How to use COUNT() to parse individual words in a

2019-08-27 01:23发布

问题:

So my query:

SELECT Tags, COUNT(Tags) AS Listings
FROM Job
WHERE datepart(year, dateposted)=2013
GROUP BY Tags
ORDER BY Listings DESC

Outputs:

+----------------------+----------+
|         Tags         | Listings |
+----------------------+----------+
| java c++             |       41 |
| software development |       41 |
| java c++ c#          |       31 |
|                      |       25 |
| sysadmin             |       25 |
| see jd               |       24 |
| java c++ ood         |       23 |
| java                 |       23 |
+----------------------+----------+

I want it to come out like so:

+----------------------+----------+
|         Tags         | Listings |
+----------------------+----------+
| java                 |       118|
| c++                  |       95 |
| ood                  |       23 |
| see                  |       24 |
| jd                   |       24 |
| software development |       41 |
| sysadmin             |       25 |
| c#                   |       31 |
+----------------------+----------+

How can I count each individual word in the field instead of the entire field? The tags column is nvarchar.

回答1:

First, your table structure is awful. Storing data in a list like that is going to cause you headaches similar to what you are trying to do right now.

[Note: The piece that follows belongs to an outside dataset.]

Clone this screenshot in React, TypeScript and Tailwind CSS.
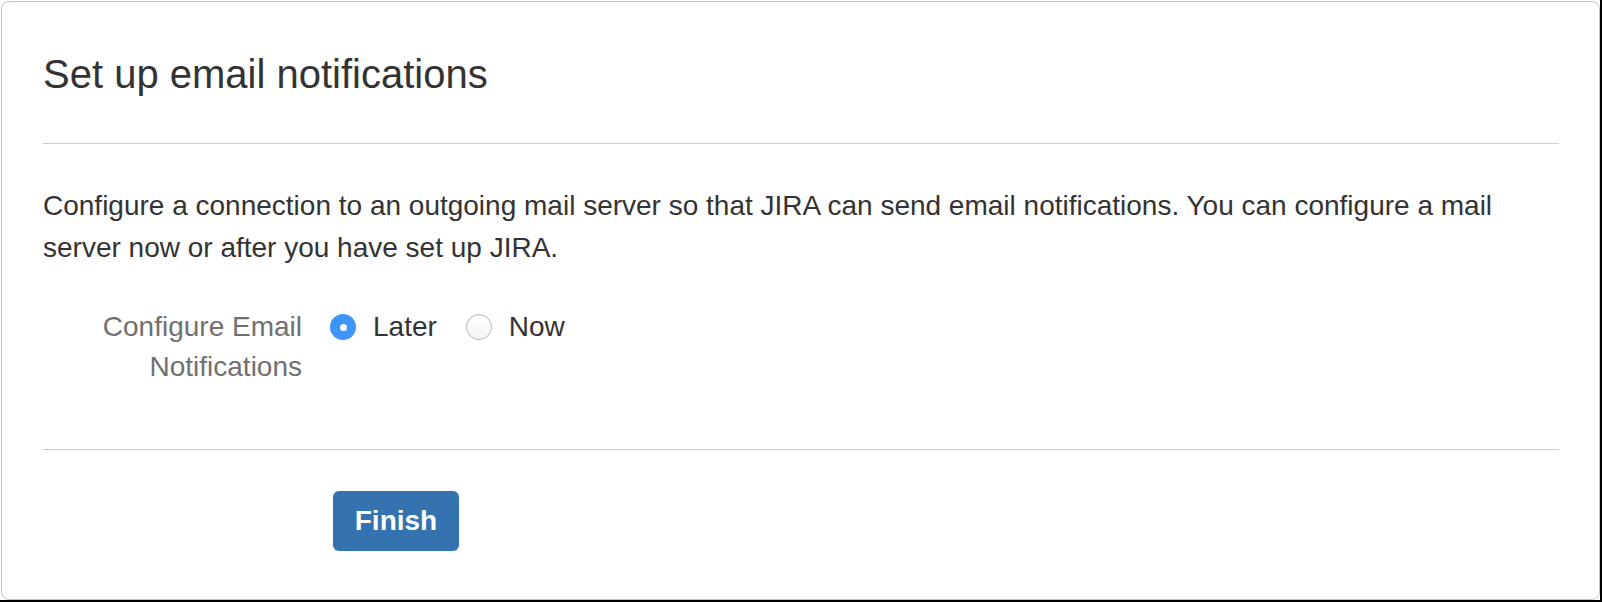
import * as React from 'react';

const font = { fontFamily: '"Liberation Sans", Arial, sans-serif' };

const Radio: React.FC<{ checked?: boolean; label: string }> = ({ checked, label }) => {
  return (
    <label className="flex items-center">
      {checked ? (
        <span className="flex h-[26px] w-[26px] items-center justify-center rounded-full bg-[#3d95f7]">
          <span className="h-[7px] w-[7px] rounded-full bg-white" />
        </span>
      ) : (
        <span className="h-[26px] w-[26px] rounded-full border border-[#b8b8b8] bg-gradient-to-b from-white to-[#f4f4f4] shadow-[inset_0_1px_1px_rgba(0,0,0,0.06)]" />
      )}
      <span className="ml-[17px] text-[#333333]">{label}</span>
    </label>
  );
};

export default function App() {
  return (
    <div
      className="h-[602px] w-[1602px] border-b-2 border-r-2 border-black bg-white pl-px pt-px"
      style={font}
    >
      <div className="h-full rounded-[8px] border border-[#c4c4c4] pl-[41px] pr-[40px] pt-[48px]">
        <h1 className="text-[40px] leading-[48px] font-normal text-[#333333]">
          Set up email notifications
        </h1>

        <div className="mt-[45px] h-px bg-[#cccccc]" />

        <p className="mt-[41px] text-[28px] leading-[42px] text-[#333333]">
          Configure a connection to an outgoing mail server so that JIRA can send email notifications. You can configure a mail
          server now or after you have set up JIRA.
        </p>

        <div className="mt-[38px] flex text-[28px] leading-[40px]">
          <div className="w-[259px] text-right text-[#707070]">
            Configure Email
            <br />
            Notifications
          </div>
          <div className="ml-[28px] flex h-[40px] items-center gap-[29px]">
            <Radio checked label="Later" />
            <Radio label="Now" />
          </div>
        </div>

        <div className="mt-[62px] h-px bg-[#cccccc]" />

        <button className="ml-[290px] mt-[41px] h-[60px] w-[126px] rounded-[6px] bg-[#3572b0] text-[28px] font-bold text-white">
          Finish
        </button>
      </div>
    </div>
  );
}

The problem with a split function is you have no idea what software development or other multi-word tags are - Is that one word or two?

I think the only way you will solve this is by creating a table with your tags or using a derived table similar to the following:

;with cte (tag) as
(
  select 'java' union all
  select 'c++' union all
  select 'software development' union all
  select 'sysadmin' union all
  select 'ood' union all
  select 'jd' union all
  select 'see' union all
  select 'c#'
)
select c.tag, count(j.tags) listings
from cte c
inner join job j
  on j.tags like '%'+c.tag+'%'
group by c.tag

See SQL Fiddle with Demo. Using this you can get a result:

|                  TAG | LISTINGS |
|                 java |        9 |
|                  c++ |       10 |
| software development |        4 |
|             sysadmin |        2 |
|                  ood |        6 |
|                   jd |        3 |
|                  see |        2 |
|                   c# |        1 |

The issue with the above as was pointed out in the comments is how to decide if you have a tag software and development, those will match with the above query.

The best solution that you would have to this problem would be to store the tags in a separate table similar to:

create table tags
(
  tag_id int,
  tag_name varchar(50)
);

Then you could use a JOIN table to connect your jobs to the tag:

create table tag_job
(
  job_id int,
  tag_id int
);

Once you have a set up similar to this then it becomes much easier to query your data:

select t.tag_name,
  count(tj.tag_id) listings
from tags t
inner join tag_job tj
  on t.tag_id = tj.tag_id
group by t.tag_name

See demo



回答2:

You will probably need to split out the individual words.

Here's a good series on splitters in SQL Server: SqlServerCentral.com

I don't see how you will be able to differentiate "software development" as a single tag though. If you have a list of acceptable tags elsewhere, you could probably use that perform a count.

If you have a list of Available Tags, here is one approach that doesn't require a split.

Sql Fiddle Example

There could be an issue with this approach if you have a tag that is contained in another. I.e. 'software' and 'software development'



回答3:

This is how I solved my issue.

SELECT TOP 50 Tags.s Tag, COUNT(Tags.s) AS Listings
FROM Job
CROSS APPLY [dbo].[SplitString](Tags,' ') Tags
WHERE NOT Job.Tags IS NULL and datepart(year,job.datecreated) = 2013
GROUP BY Tags.s
ORDER BY Listings DESC